──────── Information supplied
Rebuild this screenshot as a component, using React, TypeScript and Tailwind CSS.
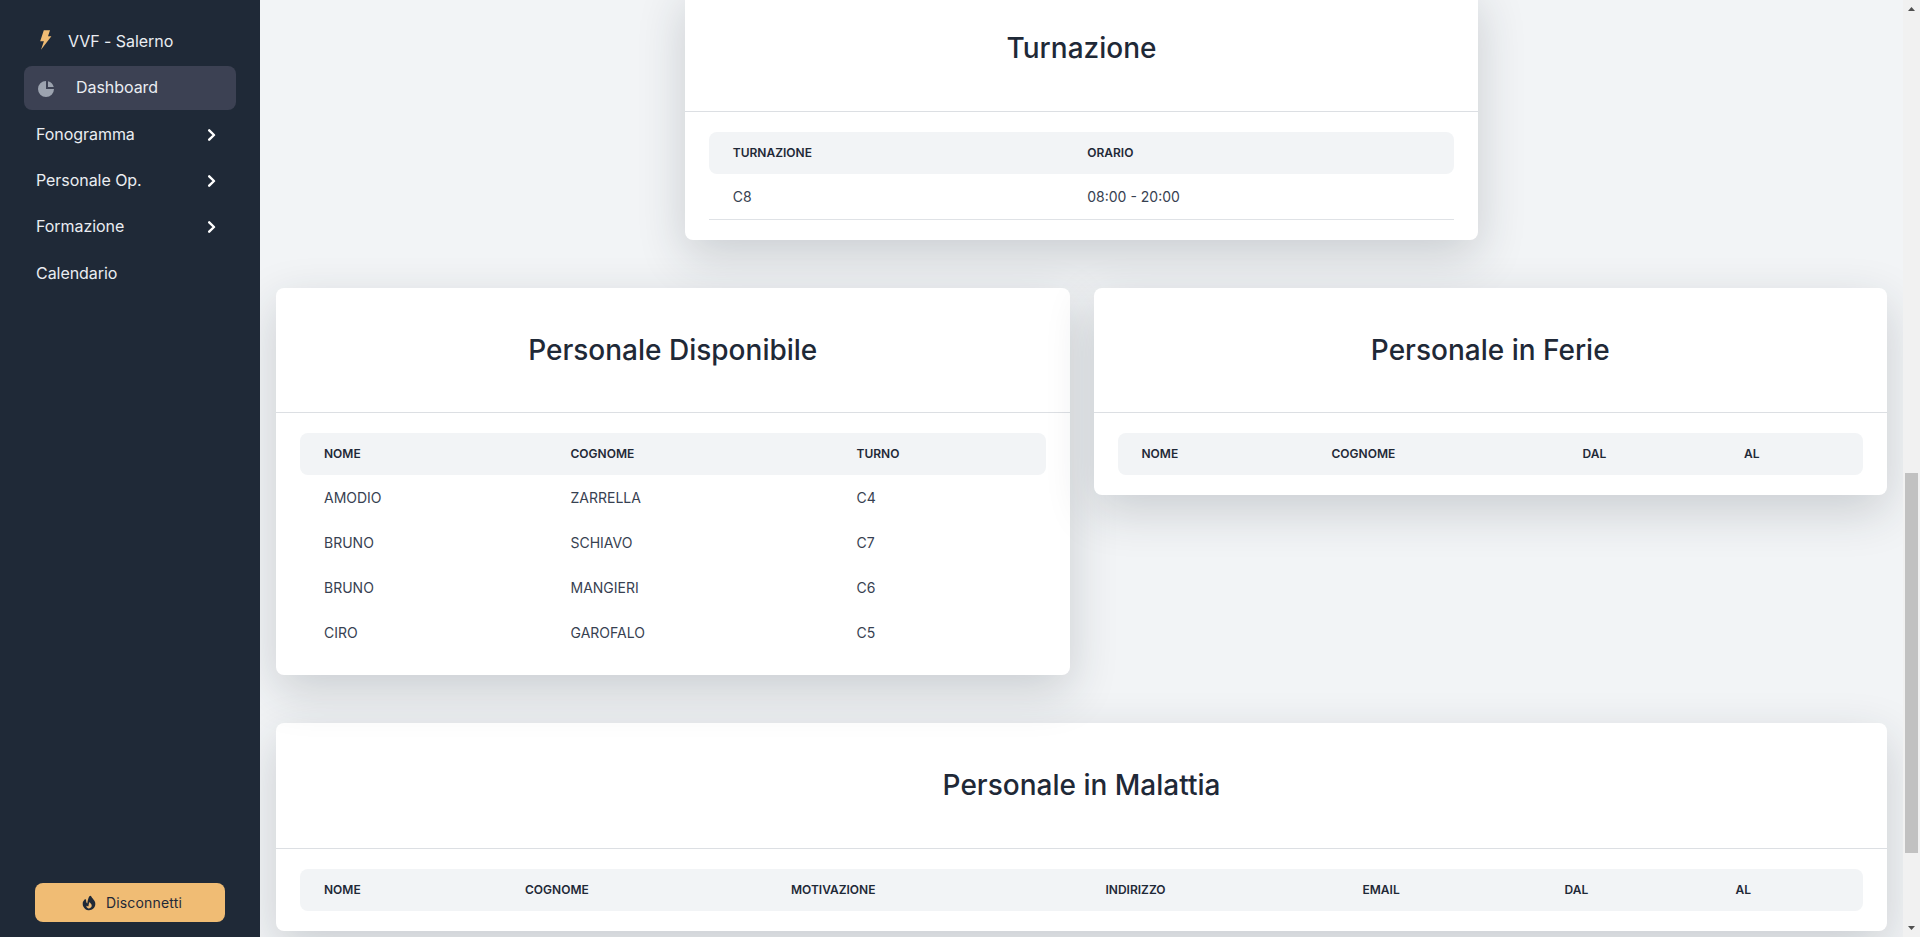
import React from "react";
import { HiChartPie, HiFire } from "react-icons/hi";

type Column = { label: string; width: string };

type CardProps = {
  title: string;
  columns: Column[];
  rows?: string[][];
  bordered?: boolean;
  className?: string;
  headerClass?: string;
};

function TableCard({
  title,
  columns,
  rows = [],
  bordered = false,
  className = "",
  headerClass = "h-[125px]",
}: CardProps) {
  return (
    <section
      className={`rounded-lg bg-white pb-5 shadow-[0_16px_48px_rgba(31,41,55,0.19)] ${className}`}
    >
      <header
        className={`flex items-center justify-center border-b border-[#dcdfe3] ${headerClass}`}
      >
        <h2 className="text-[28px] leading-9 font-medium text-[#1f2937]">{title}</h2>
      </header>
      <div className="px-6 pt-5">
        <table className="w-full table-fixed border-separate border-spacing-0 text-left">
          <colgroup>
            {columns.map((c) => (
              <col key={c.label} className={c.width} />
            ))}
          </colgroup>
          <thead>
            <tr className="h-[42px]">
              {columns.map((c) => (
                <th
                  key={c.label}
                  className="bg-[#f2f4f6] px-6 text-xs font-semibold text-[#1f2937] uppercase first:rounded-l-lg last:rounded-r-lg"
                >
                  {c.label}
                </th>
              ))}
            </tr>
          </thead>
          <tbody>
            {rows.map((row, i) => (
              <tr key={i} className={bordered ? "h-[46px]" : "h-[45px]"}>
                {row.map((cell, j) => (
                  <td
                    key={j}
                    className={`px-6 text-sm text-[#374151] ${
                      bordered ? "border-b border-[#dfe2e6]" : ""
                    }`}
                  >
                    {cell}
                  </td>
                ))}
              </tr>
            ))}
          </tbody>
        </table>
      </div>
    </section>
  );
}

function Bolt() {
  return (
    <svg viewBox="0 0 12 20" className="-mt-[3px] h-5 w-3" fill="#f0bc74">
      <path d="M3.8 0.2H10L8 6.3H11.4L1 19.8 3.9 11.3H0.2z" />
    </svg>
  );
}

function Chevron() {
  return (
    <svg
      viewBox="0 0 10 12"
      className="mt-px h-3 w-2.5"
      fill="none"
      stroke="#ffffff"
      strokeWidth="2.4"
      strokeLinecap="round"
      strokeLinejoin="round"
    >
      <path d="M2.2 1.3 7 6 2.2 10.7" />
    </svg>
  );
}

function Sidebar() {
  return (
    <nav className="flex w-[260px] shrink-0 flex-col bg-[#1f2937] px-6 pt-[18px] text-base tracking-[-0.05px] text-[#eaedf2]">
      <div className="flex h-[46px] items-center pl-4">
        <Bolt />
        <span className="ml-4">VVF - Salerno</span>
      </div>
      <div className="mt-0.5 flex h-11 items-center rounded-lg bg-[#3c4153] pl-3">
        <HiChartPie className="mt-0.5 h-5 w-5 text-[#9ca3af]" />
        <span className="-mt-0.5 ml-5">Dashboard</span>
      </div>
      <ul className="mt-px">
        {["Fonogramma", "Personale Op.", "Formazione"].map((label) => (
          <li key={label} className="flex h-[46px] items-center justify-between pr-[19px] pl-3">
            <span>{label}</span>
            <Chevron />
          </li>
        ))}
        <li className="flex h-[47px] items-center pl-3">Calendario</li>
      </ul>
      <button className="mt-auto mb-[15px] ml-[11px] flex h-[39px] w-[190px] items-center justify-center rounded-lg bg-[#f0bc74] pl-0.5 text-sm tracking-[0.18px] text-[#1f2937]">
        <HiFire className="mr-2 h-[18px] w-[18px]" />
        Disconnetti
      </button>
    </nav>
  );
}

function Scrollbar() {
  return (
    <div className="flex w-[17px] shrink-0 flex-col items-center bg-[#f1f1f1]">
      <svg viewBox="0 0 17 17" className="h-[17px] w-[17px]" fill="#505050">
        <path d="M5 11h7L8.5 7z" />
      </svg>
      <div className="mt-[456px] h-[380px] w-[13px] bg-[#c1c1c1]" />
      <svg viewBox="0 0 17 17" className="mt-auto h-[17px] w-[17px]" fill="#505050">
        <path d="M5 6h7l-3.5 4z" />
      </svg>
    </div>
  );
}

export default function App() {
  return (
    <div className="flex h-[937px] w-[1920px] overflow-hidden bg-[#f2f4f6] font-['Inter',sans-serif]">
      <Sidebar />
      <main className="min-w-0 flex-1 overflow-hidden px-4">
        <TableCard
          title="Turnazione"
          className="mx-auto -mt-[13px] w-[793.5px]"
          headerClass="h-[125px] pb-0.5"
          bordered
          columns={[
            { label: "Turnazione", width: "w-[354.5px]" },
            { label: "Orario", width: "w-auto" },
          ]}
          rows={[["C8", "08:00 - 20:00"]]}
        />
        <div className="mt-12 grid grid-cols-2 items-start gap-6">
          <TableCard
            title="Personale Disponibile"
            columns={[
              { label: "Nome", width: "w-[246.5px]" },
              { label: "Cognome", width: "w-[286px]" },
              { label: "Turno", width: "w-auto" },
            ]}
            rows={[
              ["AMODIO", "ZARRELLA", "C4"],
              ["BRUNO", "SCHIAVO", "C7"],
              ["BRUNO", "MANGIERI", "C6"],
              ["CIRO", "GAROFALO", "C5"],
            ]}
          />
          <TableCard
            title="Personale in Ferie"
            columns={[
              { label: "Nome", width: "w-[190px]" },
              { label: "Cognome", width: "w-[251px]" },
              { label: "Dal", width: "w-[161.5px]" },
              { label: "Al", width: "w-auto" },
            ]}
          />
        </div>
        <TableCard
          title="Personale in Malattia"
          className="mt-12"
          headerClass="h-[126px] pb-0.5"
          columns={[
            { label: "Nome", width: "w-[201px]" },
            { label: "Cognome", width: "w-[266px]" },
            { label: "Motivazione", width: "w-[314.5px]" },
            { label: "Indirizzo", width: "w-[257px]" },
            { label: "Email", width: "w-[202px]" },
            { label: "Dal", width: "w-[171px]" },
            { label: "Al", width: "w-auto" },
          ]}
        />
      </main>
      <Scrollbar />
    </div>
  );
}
────────────────
### Work to complete:
Repeat all the data as it stands, dropping any images it holds.

### Correct output:
Rebuild this screenshot as a component, using React, TypeScript and Tailwind CSS.
import React from "react";
import { HiChartPie, HiFire } from "react-icons/hi";

type Column = { label: string; width: string };

type CardProps = {
  title: string;
  columns: Column[];
  rows?: string[][];
  bordered?: boolean;
  className?: string;
  headerClass?: string;
};

function TableCard({
  title,
  columns,
  rows = [],
  bordered = false,
  className = "",
  headerClass = "h-[125px]",
}: CardProps) {
  return (
    <section
      className={`rounded-lg bg-white pb-5 shadow-[0_16px_48px_rgba(31,41,55,0.19)] ${className}`}
    >
      <header
        className={`flex items-center justify-center border-b border-[#dcdfe3] ${headerClass}`}
      >
        <h2 className="text-[28px] leading-9 font-medium text-[#1f2937]">{title}</h2>
      </header>
      <div className="px-6 pt-5">
        <table className="w-full table-fixed border-separate border-spacing-0 text-left">
          <colgroup>
            {columns.map((c) => (
              <col key={c.label} className={c.width} />
            ))}
          </colgroup>
          <thead>
            <tr className="h-[42px]">
              {columns.map((c) => (
                <th
                  key={c.label}
                  className="bg-[#f2f4f6] px-6 text-xs font-semibold text-[#1f2937] uppercase first:rounded-l-lg last:rounded-r-lg"
                >
                  {c.label}
                </th>
              ))}
            </tr>
          </thead>
          <tbody>
            {rows.map((row, i) => (
              <tr key={i} className={bordered ? "h-[46px]" : "h-[45px]"}>
                {row.map((cell, j) => (
                  <td
                    key={j}
                    className={`px-6 text-sm text-[#374151] ${
                      bordered ? "border-b border-[#dfe2e6]" : ""
                    }`}
                  >
                    {cell}
                  </td>
                ))}
              </tr>
            ))}
          </tbody>
        </table>
      </div>
    </section>
  );
}

function Bolt() {
  return (
    <svg viewBox="0 0 12 20" className="-mt-[3px] h-5 w-3" fill="#f0bc74">
      <path d="M3.8 0.2H10L8 6.3H11.4L1 19.8 3.9 11.3H0.2z" />
    </svg>
  );
}

function Chevron() {
  return (
    <svg
      viewBox="0 0 10 12"
      className="mt-px h-3 w-2.5"
      fill="none"
      stroke="#ffffff"
      strokeWidth="2.4"
      strokeLinecap="round"
      strokeLinejoin="round"
    >
      <path d="M2.2 1.3 7 6 2.2 10.7" />
    </svg>
  );
}

function Sidebar() {
  return (
    <nav className="flex w-[260px] shrink-0 flex-col bg-[#1f2937] px-6 pt-[18px] text-base tracking-[-0.05px] text-[#eaedf2]">
      <div className="flex h-[46px] items-center pl-4">
        <Bolt />
        <span className="ml-4">VVF - Salerno</span>
      </div>
      <div className="mt-0.5 flex h-11 items-center rounded-lg bg-[#3c4153] pl-3">
        <HiChartPie className="mt-0.5 h-5 w-5 text-[#9ca3af]" />
        <span className="-mt-0.5 ml-5">Dashboard</span>
      </div>
      <ul className="mt-px">
        {["Fonogramma", "Personale Op.", "Formazione"].map((label) => (
          <li key={label} className="flex h-[46px] items-center justify-between pr-[19px] pl-3">
            <span>{label}</span>
            <Chevron />
          </li>
        ))}
        <li className="flex h-[47px] items-center pl-3">Calendario</li>
      </ul>
      <button className="mt-auto mb-[15px] ml-[11px] flex h-[39px] w-[190px] items-center justify-center rounded-lg bg-[#f0bc74] pl-0.5 text-sm tracking-[0.18px] text-[#1f2937]">
        <HiFire className="mr-2 h-[18px] w-[18px]" />
        Disconnetti
      </button>
    </nav>
  );
}

function Scrollbar() {
  return (
    <div className="flex w-[17px] shrink-0 flex-col items-center bg-[#f1f1f1]">
      <svg viewBox="0 0 17 17" className="h-[17px] w-[17px]" fill="#505050">
        <path d="M5 11h7L8.5 7z" />
      </svg>
      <div className="mt-[456px] h-[380px] w-[13px] bg-[#c1c1c1]" />
      <svg viewBox="0 0 17 17" className="mt-auto h-[17px] w-[17px]" fill="#505050">
        <path d="M5 6h7l-3.5 4z" />
      </svg>
    </div>
  );
}

export default function App() {
  return (
    <div className="flex h-[937px] w-[1920px] overflow-hidden bg-[#f2f4f6] font-['Inter',sans-serif]">
      <Sidebar />
      <main className="min-w-0 flex-1 overflow-hidden px-4">
        <TableCard
          title="Turnazione"
          className="mx-auto -mt-[13px] w-[793.5px]"
          headerClass="h-[125px] pb-0.5"
          bordered
          columns={[
            { label: "Turnazione", width: "w-[354.5px]" },
            { label: "Orario", width: "w-auto" },
          ]}
          rows={[["C8", "08:00 - 20:00"]]}
        />
        <div className="mt-12 grid grid-cols-2 items-start gap-6">
          <TableCard
            title="Personale Disponibile"
            columns={[
              { label: "Nome", width: "w-[246.5px]" },
              { label: "Cognome", width: "w-[286px]" },
              { label: "Turno", width: "w-auto" },
            ]}
            rows={[
              ["AMODIO", "ZARRELLA", "C4"],
              ["BRUNO", "SCHIAVO", "C7"],
              ["BRUNO", "MANGIERI", "C6"],
              ["CIRO", "GAROFALO", "C5"],
            ]}
          />
          <TableCard
            title="Personale in Ferie"
            columns={[
              { label: "Nome", width: "w-[190px]" },
              { label: "Cognome", width: "w-[251px]" },
              { label: "Dal", width: "w-[161.5px]" },
              { label: "Al", width: "w-auto" },
            ]}
          />
        </div>
        <TableCard
          title="Personale in Malattia"
          className="mt-12"
          headerClass="h-[126px] pb-0.5"
          columns={[
            { label: "Nome", width: "w-[201px]" },
            { label: "Cognome", width: "w-[266px]" },
            { label: "Motivazione", width: "w-[314.5px]" },
            { label: "Indirizzo", width: "w-[257px]" },
            { label: "Email", width: "w-[202px]" },
            { label: "Dal", width: "w-[171px]" },
            { label: "Al", width: "w-auto" },
          ]}
        />
      </main>
      <Scrollbar />
    </div>
  );
}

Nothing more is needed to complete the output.